New Delhi: India and
Pakistan will have to talk to Kashmiris to solve the vexed issue
of the state's political and territorial identity as there is a
feeling of being cheated by both the countries, says London-based
Kashmiri journalist Mirza Waheed.
Waheed was here to launch his debut novel, "The Collaborator",
Thursday. Published by Penguin-Viking, it is a study of the angst
of a young Kashmiri who counts and identifies corpses along the
Line of Control at the height of insurgency in the 1990s.

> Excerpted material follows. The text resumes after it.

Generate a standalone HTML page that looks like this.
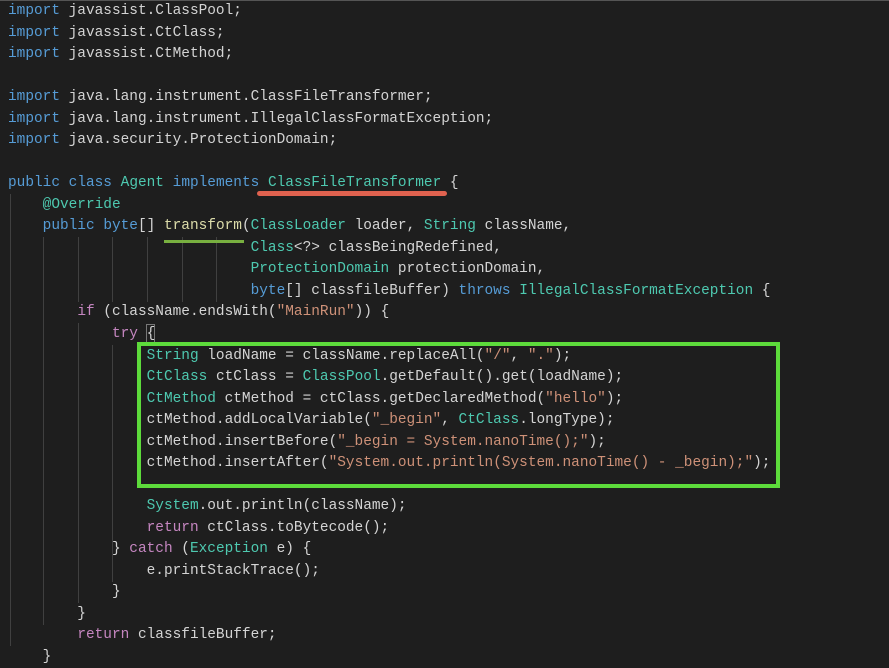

"The solution involves India and Pakistan. Kashmir is a central
party and it has to involve all Kashmiris. India and Pakistan have
to talk to the people of Kashmir and the solution has to come from
the people. There is a feeling of being cheated and betrayed by
both the countries," Waheed told IANS.
The writer, in his late 30s, grew up at Lal Bazar in Srinagar in
the 1990s when "massacres and crackdowns were part of everyday
reality".
"I was 16 in 1991 when several people died in a crackdown in
Srinagar. They were gunned down. The following day, I saw bodies
along the way. One of them was not dead and his lips were moving.

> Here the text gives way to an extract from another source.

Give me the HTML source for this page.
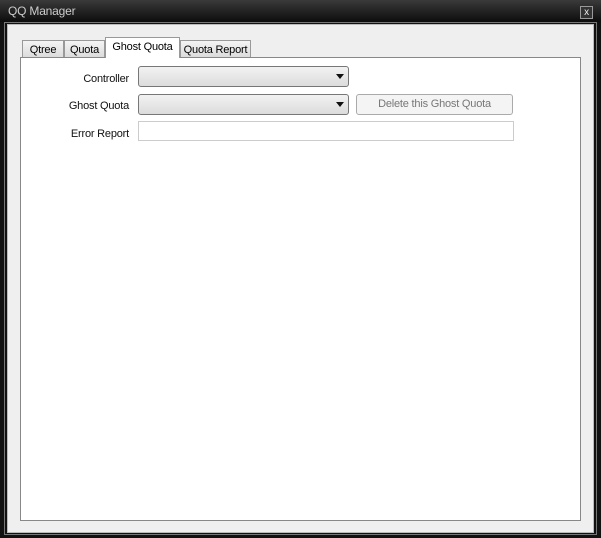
<html><head><style>
body{margin:0;width:601px;height:538px;background:#111;position:relative;font-family:"Liberation Sans",sans-serif;font-size:11px;letter-spacing:-0.2px;overflow:hidden;white-space:nowrap}
.a{position:absolute;box-sizing:border-box}
.lbl{position:absolute;text-align:right;width:129px;left:0;color:#111}
.combo{background:linear-gradient(#f2f2f2,#dcdcdc);border:1px solid #777;border-radius:3px}
.arr{position:absolute;right:4px;top:7px;width:0;height:0;border-left:4px solid transparent;border-right:4px solid transparent;border-top:5px solid #111}
.tab{position:absolute;box-sizing:border-box;border:1px solid #999;border-bottom:none;background:linear-gradient(#f4f4f4,#dcdcdc);text-align:center;line-height:18px}
</style></head><body>
<div class="a" style="left:0;top:0;width:601px;height:22px;background:linear-gradient(#3a3a3a,#0c0c0c)"></div>
<div class="a" style="left:8px;top:4px;color:#ccc;font-size:12px">QQ Manager</div>
<div class="a" style="left:580px;top:6px;width:13px;height:13px;border:1px solid #999;background:#333;color:#eee;font-size:10px;text-align:center;line-height:11px">x</div>
<div class="a" style="left:4px;top:22px;width:593px;height:513px;border:1px solid #777"></div>
<div class="a" style="left:7px;top:24px;width:587px;height:509px;background:#efefef;border:1px solid #bbb"></div>
<div class="a" style="left:20px;top:57px;width:561px;height:464px;background:#fff;border:1px solid #888"></div>
<div class="tab" style="left:22px;top:40px;width:42px;height:17px">Qtree</div>
<div class="tab" style="left:64px;top:40px;width:41px;height:17px">Quota</div>
<div class="tab" style="left:105px;top:37px;width:75px;height:21px;background:#fff;line-height:19px">Ghost Quota</div>
<div class="tab" style="left:180px;top:40px;width:71px;height:17px">Quota Report</div>
<div class="lbl" style="top:73px">Controller</div>
<div class="lbl" style="top:100px">Ghost Quota</div>
<div class="lbl" style="top:128px">Error Report</div>
<div class="a combo" style="left:138px;top:66px;width:211px;height:21px"><div class="arr"></div></div>
<div class="a combo" style="left:138px;top:94px;width:211px;height:21px"><div class="arr"></div></div>
<div class="a" style="left:356px;top:94px;width:157px;height:21px;border:1px solid #aaa;border-radius:3px;background:#f4f4f4;color:#777;text-align:center;line-height:19px">Delete this Ghost Quota</div>
<div class="a" style="left:138px;top:121px;width:376px;height:20px;border:1px solid #ccc;background:#fff"></div>
</body></html>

In my silence, I processed it as an act of asking for water. That
image haunted me for years."
As a novelist, Waheed "transported the image".
"I wanted to explore what it must have been to be like that. I was
obsessed with the border. The only thing we remember is a lot of
people dying in encounters and battles between security forces and
militants," Waheed said.
The writer, who has been working as an editor at the BBC's Urdu
service in London for nine years, recalled that "he has been in
several crackdowns as a young boy".
"The security forces would surround the neighbourhood and gather
us in a field. We would sit while they searched. We were subjected
to identity parades, beaten up and tortured. Such atrocities were
common," Waheed said.
"I was one of the first generation of the separatist movement in
the 1990s. Everyone was affected. Some of my relatives were
killed, some injured, others arrested, caught in the crossfire and
interrogated at the notorious interrogation centre Papa II, which
was operated by the Border Security Force till 1996," Waheed said,
explaining the triggers for his novel.
"The notion was so compelling that it did not rest till it was
written," Waheed said, quoting American author Truman Capote.
That brutality of life in the 1990s dyed the consciousness of the
average Kashmiri as a person, the novelist said.
"The violence was so banal. Initially, the feeling was one of
shock, and then despair. And then, anger and retrospection. It
changes you and one begins to wonder about the relationship
between government and the state - in our case - between India and
Kashmir," Waheed said.
He says for the Kashmiri youth, the killings of the 1990s were "a
political training - the decisive markers and landmark events".
"Suddenly, we found ourselves talking geo-politics - discussing
the conflict between India and Pakistan and of possible
solutions."
The personal fire of the Kashmiri youth, who grew up in the 1990s,
comes through in Waheed's book. The protagonist lights a massive
bonfire of the "dead" at the end which it almost engulfs the river
and the valley.
"The prospects are quite bleak in Kashmir. I have been thinking
about Kashmir for the last 22 years. I have cleared the haze of
complexities and competing narratives in my head -- and concluded
that India has failed to crush the will of Kashmir. And Pakistan
has not been able to force a solution," Waheed said.
The army's role did not help either.
"The security apparatus cracked down brutally. There was
speculation about pulling out, but it has not happened. It is the
worst militarised region in the world with huge gaps in
communication. Pakistan supported and funded the militants - and
later propped up its own groups," Waheed said.